▶ Task goal: Make an exact copy of the data below, leaving out every picture.

*** Dataset content

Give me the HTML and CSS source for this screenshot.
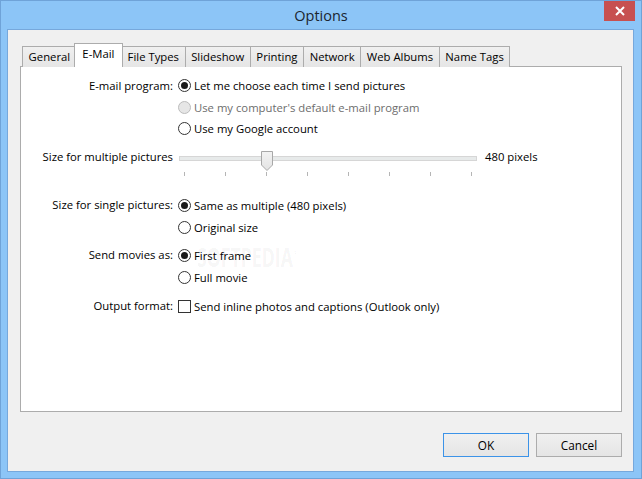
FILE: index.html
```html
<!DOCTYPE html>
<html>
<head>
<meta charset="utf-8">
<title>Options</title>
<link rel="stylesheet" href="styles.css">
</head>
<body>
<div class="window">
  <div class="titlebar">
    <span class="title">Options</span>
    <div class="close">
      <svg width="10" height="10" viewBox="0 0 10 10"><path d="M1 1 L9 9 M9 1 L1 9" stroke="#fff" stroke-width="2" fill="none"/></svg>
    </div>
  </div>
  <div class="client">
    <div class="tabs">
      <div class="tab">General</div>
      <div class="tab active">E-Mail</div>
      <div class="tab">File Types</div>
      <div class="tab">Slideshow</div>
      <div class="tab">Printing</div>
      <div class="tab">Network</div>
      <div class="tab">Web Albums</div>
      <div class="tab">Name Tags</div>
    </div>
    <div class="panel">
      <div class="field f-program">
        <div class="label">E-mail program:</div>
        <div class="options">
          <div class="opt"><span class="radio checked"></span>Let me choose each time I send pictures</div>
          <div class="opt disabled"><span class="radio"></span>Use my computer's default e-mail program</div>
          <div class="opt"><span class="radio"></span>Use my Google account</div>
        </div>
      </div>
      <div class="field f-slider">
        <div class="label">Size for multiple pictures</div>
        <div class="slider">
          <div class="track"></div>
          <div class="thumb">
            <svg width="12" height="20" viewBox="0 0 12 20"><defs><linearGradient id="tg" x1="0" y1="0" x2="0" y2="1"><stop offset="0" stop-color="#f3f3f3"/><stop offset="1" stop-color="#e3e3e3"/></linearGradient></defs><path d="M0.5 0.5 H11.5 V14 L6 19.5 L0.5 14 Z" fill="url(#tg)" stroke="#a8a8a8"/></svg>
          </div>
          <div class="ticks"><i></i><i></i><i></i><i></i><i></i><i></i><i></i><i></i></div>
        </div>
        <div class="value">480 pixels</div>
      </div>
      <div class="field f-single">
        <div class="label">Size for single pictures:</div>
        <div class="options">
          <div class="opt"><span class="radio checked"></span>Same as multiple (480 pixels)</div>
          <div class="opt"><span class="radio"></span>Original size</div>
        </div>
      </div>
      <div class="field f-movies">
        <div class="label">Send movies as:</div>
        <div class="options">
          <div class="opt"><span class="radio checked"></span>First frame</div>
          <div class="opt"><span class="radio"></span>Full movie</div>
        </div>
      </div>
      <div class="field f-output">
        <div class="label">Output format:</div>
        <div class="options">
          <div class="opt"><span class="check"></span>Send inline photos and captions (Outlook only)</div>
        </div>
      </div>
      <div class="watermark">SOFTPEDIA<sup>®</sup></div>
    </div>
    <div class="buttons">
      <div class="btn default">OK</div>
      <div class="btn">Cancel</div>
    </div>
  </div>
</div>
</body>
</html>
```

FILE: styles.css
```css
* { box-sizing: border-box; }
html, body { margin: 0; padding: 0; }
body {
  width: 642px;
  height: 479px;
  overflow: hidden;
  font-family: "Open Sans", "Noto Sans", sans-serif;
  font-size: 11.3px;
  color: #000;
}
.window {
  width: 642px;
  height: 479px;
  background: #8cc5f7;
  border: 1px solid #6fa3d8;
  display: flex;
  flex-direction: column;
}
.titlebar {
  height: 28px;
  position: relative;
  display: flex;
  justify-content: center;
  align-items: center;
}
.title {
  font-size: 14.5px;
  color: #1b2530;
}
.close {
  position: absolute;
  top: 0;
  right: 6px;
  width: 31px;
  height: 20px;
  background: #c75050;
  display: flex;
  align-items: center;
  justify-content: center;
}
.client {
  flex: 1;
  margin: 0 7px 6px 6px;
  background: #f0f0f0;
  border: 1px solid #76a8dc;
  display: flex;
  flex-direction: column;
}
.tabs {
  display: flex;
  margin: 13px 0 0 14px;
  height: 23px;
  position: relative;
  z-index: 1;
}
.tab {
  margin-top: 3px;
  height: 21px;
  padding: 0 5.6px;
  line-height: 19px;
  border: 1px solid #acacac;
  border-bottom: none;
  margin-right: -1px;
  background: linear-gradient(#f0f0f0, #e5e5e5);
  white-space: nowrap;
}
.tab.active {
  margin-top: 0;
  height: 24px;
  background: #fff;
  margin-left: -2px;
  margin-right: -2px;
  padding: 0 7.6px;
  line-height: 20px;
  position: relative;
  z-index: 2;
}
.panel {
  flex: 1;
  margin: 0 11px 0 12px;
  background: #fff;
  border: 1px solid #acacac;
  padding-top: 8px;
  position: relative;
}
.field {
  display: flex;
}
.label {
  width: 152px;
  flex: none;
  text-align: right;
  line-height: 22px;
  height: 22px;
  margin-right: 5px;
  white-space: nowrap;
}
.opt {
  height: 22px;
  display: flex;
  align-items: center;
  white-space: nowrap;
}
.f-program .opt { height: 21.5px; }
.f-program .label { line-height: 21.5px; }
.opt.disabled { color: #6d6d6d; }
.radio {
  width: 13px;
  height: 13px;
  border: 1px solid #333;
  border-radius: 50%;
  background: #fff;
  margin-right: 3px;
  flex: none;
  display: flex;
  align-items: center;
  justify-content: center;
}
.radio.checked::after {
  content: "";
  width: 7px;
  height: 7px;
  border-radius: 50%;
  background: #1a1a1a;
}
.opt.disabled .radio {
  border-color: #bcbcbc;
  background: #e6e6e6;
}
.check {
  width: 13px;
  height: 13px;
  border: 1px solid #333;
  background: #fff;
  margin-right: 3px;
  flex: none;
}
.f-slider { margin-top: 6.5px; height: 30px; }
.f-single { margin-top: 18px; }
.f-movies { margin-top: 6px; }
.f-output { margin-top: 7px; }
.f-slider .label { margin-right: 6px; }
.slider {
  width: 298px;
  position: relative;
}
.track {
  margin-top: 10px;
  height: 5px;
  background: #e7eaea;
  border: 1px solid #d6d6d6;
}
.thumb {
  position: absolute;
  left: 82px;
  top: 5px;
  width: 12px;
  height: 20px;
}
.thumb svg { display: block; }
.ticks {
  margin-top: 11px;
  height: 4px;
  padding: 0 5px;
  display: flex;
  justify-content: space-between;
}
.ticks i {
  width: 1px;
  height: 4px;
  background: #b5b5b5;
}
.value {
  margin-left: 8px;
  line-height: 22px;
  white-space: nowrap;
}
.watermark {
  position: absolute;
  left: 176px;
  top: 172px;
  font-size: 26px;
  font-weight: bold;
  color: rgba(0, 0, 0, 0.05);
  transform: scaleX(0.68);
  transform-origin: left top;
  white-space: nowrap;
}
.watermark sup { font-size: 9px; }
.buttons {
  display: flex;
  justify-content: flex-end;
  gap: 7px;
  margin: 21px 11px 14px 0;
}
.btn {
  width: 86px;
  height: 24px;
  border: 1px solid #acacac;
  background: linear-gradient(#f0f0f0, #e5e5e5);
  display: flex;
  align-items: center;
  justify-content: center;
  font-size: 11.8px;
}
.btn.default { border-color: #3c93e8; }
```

******

▶ Solution for this task:
Give me the HTML and CSS source for this screenshot.
FILE: index.html
```html
<!DOCTYPE html>
<html>
<head>
<meta charset="utf-8">
<title>Options</title>
<link rel="stylesheet" href="styles.css">
</head>
<body>
<div class="window">
  <div class="titlebar">
    <span class="title">Options</span>
    <div class="close">
      <svg width="10" height="10" viewBox="0 0 10 10"><path d="M1 1 L9 9 M9 1 L1 9" stroke="#fff" stroke-width="2" fill="none"/></svg>
    </div>
  </div>
  <div class="client">
    <div class="tabs">
      <div class="tab">General</div>
      <div class="tab active">E-Mail</div>
      <div class="tab">File Types</div>
      <div class="tab">Slideshow</div>
      <div class="tab">Printing</div>
      <div class="tab">Network</div>
      <div class="tab">Web Albums</div>
      <div class="tab">Name Tags</div>
    </div>
    <div class="panel">
      <div class="field f-program">
        <div class="label">E-mail program:</div>
        <div class="options">
          <div class="opt"><span class="radio checked"></span>Let me choose each time I send pictures</div>
          <div class="opt disabled"><span class="radio"></span>Use my computer's default e-mail program</div>
          <div class="opt"><span class="radio"></span>Use my Google account</div>
        </div>
      </div>
      <div class="field f-slider">
        <div class="label">Size for multiple pictures</div>
        <div class="slider">
          <div class="track"></div>
          <div class="thumb">
            <svg width="12" height="20" viewBox="0 0 12 20"><defs><linearGradient id="tg" x1="0" y1="0" x2="0" y2="1"><stop offset="0" stop-color="#f3f3f3"/><stop offset="1" stop-color="#e3e3e3"/></linearGradient></defs><path d="M0.5 0.5 H11.5 V14 L6 19.5 L0.5 14 Z" fill="url(#tg)" stroke="#a8a8a8"/></svg>
          </div>
          <div class="ticks"><i></i><i></i><i></i><i></i><i></i><i></i><i></i><i></i></div>
        </div>
        <div class="value">480 pixels</div>
      </div>
      <div class="field f-single">
        <div class="label">Size for single pictures:</div>
        <div class="options">
          <div class="opt"><span class="radio checked"></span>Same as multiple (480 pixels)</div>
          <div class="opt"><span class="radio"></span>Original size</div>
        </div>
      </div>
      <div class="field f-movies">
        <div class="label">Send movies as:</div>
        <div class="options">
          <div class="opt"><span class="radio checked"></span>First frame</div>
          <div class="opt"><span class="radio"></span>Full movie</div>
        </div>
      </div>
      <div class="field f-output">
        <div class="label">Output format:</div>
        <div class="options">
          <div class="opt"><span class="check"></span>Send inline photos and captions (Outlook only)</div>
        </div>
      </div>
      <div class="watermark">SOFTPEDIA<sup>®</sup></div>
    </div>
    <div class="buttons">
      <div class="btn default">OK</div>
      <div class="btn">Cancel</div>
    </div>
  </div>
</div>
</body>
</html>
```

FILE: styles.css
```css
* { box-sizing: border-box; }
html, body { margin: 0; padding: 0; }
body {
  width: 642px;
  height: 479px;
  overflow: hidden;
  font-family: "Open Sans", "Noto Sans", sans-serif;
  font-size: 11.3px;
  color: #000;
}
.window {
  width: 642px;
  height: 479px;
  background: #8cc5f7;
  border: 1px solid #6fa3d8;
  display: flex;
  flex-direction: column;
}
.titlebar {
  height: 28px;
  position: relative;
  display: flex;
  justify-content: center;
  align-items: center;
}
.title {
  font-size: 14.5px;
  color: #1b2530;
}
.close {
  position: absolute;
  top: 0;
  right: 6px;
  width: 31px;
  height: 20px;
  background: #c75050;
  display: flex;
  align-items: center;
  justify-content: center;
}
.client {
  flex: 1;
  margin: 0 7px 6px 6px;
  background: #f0f0f0;
  border: 1px solid #76a8dc;
  display: flex;
  flex-direction: column;
}
.tabs {
  display: flex;
  margin: 13px 0 0 14px;
  height: 23px;
  position: relative;
  z-index: 1;
}
.tab {
  margin-top: 3px;
  height: 21px;
  padding: 0 5.6px;
  line-height: 19px;
  border: 1px solid #acacac;
  border-bottom: none;
  margin-right: -1px;
  background: linear-gradient(#f0f0f0, #e5e5e5);
  white-space: nowrap;
}
.tab.active {
  margin-top: 0;
  height: 24px;
  background: #fff;
  margin-left: -2px;
  margin-right: -2px;
  padding: 0 7.6px;
  line-height: 20px;
  position: relative;
  z-index: 2;
}
.panel {
  flex: 1;
  margin: 0 11px 0 12px;
  background: #fff;
  border: 1px solid #acacac;
  padding-top: 8px;
  position: relative;
}
.field {
  display: flex;
}
.label {
  width: 152px;
  flex: none;
  text-align: right;
  line-height: 22px;
  height: 22px;
  margin-right: 5px;
  white-space: nowrap;
}
.opt {
  height: 22px;
  display: flex;
  align-items: center;
  white-space: nowrap;
}
.f-program .opt { height: 21.5px; }
.f-program .label { line-height: 21.5px; }
.opt.disabled { color: #6d6d6d; }
.radio {
  width: 13px;
  height: 13px;
  border: 1px solid #333;
  border-radius: 50%;
  background: #fff;
  margin-right: 3px;
  flex: none;
  display: flex;
  align-items: center;
  justify-content: center;
}
.radio.checked::after {
  content: "";
  width: 7px;
  height: 7px;
  border-radius: 50%;
  background: #1a1a1a;
}
.opt.disabled .radio {
  border-color: #bcbcbc;
  background: #e6e6e6;
}
.check {
  width: 13px;
  height: 13px;
  border: 1px solid #333;
  background: #fff;
  margin-right: 3px;
  flex: none;
}
.f-slider { margin-top: 6.5px; height: 30px; }
.f-single { margin-top: 18px; }
.f-movies { margin-top: 6px; }
.f-output { margin-top: 7px; }
.f-slider .label { margin-right: 6px; }
.slider {
  width: 298px;
  position: relative;
}
.track {
  margin-top: 10px;
  height: 5px;
  background: #e7eaea;
  border: 1px solid #d6d6d6;
}
.thumb {
  position: absolute;
  left: 82px;
  top: 5px;
  width: 12px;
  height: 20px;
}
.thumb svg { display: block; }
.ticks {
  margin-top: 11px;
  height: 4px;
  padding: 0 5px;
  display: flex;
  justify-content: space-between;
}
.ticks i {
  width: 1px;
  height: 4px;
  background: #b5b5b5;
}
.value {
  margin-left: 8px;
  line-height: 22px;
  white-space: nowrap;
}
.watermark {
  position: absolute;
  left: 176px;
  top: 172px;
  font-size: 26px;
  font-weight: bold;
  color: rgba(0, 0, 0, 0.05);
  transform: scaleX(0.68);
  transform-origin: left top;
  white-space: nowrap;
}
.watermark sup { font-size: 9px; }
.buttons {
  display: flex;
  justify-content: flex-end;
  gap: 7px;
  margin: 21px 11px 14px 0;
}
.btn {
  width: 86px;
  height: 24px;
  border: 1px solid #acacac;
  background: linear-gradient(#f0f0f0, #e5e5e5);
  display: flex;
  align-items: center;
  justify-content: center;
  font-size: 11.8px;
}
.btn.default { border-color: #3c93e8; }
```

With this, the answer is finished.